2. Set realistic goals with small steps
Miriam recommends planning as concretely as possible: “Instead of pledging to exercise frequently this month, be more specific about your goal. For example, you can plan to play badminton with Andrea on Monday night and then yoga with Tom on Friday.” Small steps are the secret to success, so be specific and set yourself short-term and realistic goals. It’s also important to focus on one routine before establishing another. Only when one routine is solidified and part of your identity should you move on to the next.
3. Find something you enjoy
It’s easiest to establish a routine when you enjoy what you’re doing. If you don’t like cardio don’t do it, because it will only lead to frustration if you want to stay fit and active long-term. They say if we want something badly enough to succeed – but that’s not necessarily true. Instead, find something you really enjoy. With Urban Sports Club membership, you can try over 50 sports, which means you’re sure to find something you love. So try out classes like spinning, dancing or bouldering with a buddy and sweat and stay motivated together.
It’s much easier to work out if your studio is near your home or office rather than the other side of the city, and if your commute is from your bed to your desk, you can get active between the two with our Live Classes. For most classes all you need is a gym mat, and even that can be replaced by a rug. It doesn’t get easier than that! If you’ve had a stressful day and are low on time, try a super short class. You can even choose when and where you get active with our On-demand offer.
4. Find incentives and reward yourself
It’s important to see your routine as something that enriches your life, rather than restricts it. And this applies to any goal – including less smartphone time, more time with your family, more frequent exercise and a healthier diet. For example, if you want to eat a more balanced diet, cook together with your family or friends. It’s more fun together, and you eat less in company than you do alone in front of a TV so it’s win-win! Reward yourself for reaching your goals. Not with sweets, but with that city break you’ve been thinking about for ages but haven’t got round to going on. This will act as a great incentive and will make resolution-keeping more fun. Miriam from Every Damn Day Yoga says that bad habits, just like good ones, are subject to a dopamine loop so incentives help us stay on track. This is about balancing work with reward, like going for a delicious meal after yoga on a Friday.

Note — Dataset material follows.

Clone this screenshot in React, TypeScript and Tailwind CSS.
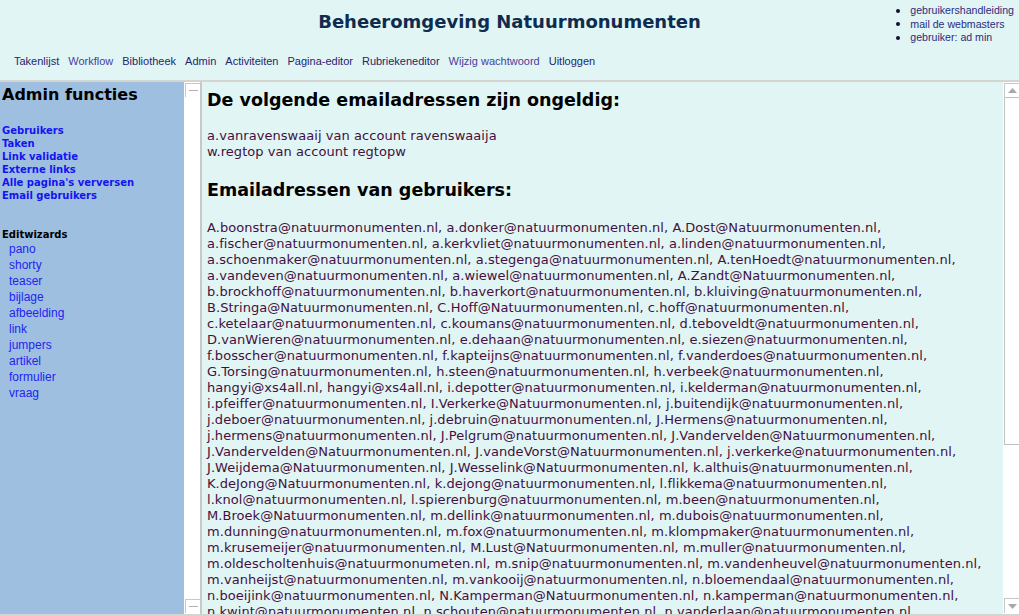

5. Keep your progress in mind
If you haven’t yet established a set routine for your resolutions and you’re struggling to stay consistent, it’s worth looking at what you’ve already accomplished. Some people like to keep a diary, which can help if you’re quitting smoking, for example, while others count the kilos they’ve lost, although this isn’t always advisable. If you’ve set yourself an athletic goal you can see at a glance how many check-ins you have on the Urban Sports Club app. It’ll boost your motivation if you can see what you’ve already accomplished instead of looking into the far future. Be proud of what you’ve already achieved!
How long does it take to establish a routine?
Many studies cite the 66-day rule to successfully integrate a new habit into your life. Miriam says you should give yourself at least two months to turn a new activity into a habit – and by then you’ll be able to see results.
What happens if I’m inconsistent?
Maybe you intend to do more sports but lack motivation, energy or end up prioritizing other things. But skipping a training session isn’t the end of the world. “Taking a few days off training gives the body time to regenerate so you should definitely include them in your training sessions,” says Miriam. “However long breaks from your workout routine affect your body very quickly, and after two weeks away your endurance and muscle strength decrease and blood pressure and blood sugar levels change.” After eight weeks off training, you’ll notice changes in your body, but remember – it’s normal to take a little break. However, establishing a consistent exercise routine means sticking it out even if you’ve had a bad week.
It’s better to take a short break than to start again from scratch. Miriam’s tip: Keep reminding yourself of who you want to be and why, and everything will work out.